▶ _TASK_
Which lines hold the word "index"? Copy each of them from the material.

╔══

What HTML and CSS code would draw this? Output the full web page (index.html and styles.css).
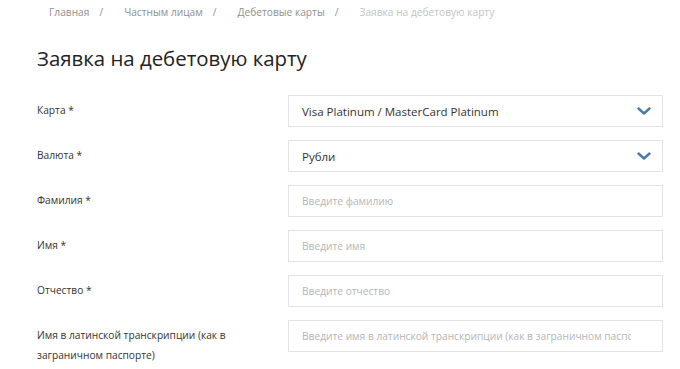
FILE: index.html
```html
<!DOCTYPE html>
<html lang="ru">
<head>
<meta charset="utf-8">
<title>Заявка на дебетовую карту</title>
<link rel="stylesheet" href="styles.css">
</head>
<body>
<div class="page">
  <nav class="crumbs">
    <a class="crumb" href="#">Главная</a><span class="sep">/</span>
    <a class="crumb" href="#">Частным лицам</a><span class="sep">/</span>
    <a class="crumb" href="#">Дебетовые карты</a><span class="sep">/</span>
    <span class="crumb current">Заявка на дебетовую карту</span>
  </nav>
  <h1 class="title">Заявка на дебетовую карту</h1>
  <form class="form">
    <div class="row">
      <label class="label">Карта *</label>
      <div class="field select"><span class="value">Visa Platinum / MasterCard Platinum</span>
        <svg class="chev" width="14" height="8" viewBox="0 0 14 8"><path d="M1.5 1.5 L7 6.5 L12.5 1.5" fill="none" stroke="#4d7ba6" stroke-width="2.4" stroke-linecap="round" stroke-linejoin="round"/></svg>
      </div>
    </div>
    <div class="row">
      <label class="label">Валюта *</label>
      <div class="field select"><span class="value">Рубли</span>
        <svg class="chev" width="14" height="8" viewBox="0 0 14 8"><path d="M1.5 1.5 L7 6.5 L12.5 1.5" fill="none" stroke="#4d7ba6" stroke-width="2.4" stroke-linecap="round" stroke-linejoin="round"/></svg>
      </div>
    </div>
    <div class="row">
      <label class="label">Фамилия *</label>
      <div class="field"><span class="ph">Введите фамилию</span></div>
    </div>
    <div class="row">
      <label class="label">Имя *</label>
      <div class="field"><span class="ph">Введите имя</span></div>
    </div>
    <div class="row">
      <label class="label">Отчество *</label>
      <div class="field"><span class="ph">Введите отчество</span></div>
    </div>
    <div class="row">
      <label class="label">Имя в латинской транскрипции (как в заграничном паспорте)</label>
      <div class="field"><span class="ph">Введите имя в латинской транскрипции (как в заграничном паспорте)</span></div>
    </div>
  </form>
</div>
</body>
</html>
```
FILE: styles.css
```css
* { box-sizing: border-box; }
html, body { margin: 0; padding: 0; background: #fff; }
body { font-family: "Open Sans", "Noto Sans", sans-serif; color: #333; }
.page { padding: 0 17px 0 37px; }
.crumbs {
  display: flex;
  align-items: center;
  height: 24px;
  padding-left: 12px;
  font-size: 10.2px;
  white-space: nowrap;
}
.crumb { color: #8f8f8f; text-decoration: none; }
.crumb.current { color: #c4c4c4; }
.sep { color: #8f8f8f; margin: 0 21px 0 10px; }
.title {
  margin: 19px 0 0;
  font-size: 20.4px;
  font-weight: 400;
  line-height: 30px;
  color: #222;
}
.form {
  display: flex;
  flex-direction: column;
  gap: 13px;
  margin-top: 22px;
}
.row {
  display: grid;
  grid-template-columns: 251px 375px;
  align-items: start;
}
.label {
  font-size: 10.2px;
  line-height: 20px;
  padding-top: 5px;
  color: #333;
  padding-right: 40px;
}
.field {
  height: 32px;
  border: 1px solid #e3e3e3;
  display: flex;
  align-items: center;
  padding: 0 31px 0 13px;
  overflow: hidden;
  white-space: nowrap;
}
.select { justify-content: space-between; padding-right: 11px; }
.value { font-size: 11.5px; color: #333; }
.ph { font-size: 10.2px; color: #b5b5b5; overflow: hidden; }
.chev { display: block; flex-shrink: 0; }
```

╚══

▶ _FINISHED TASK_
What HTML and CSS code would draw this? Output the full web page (index.html and styles.css).
FILE: index.html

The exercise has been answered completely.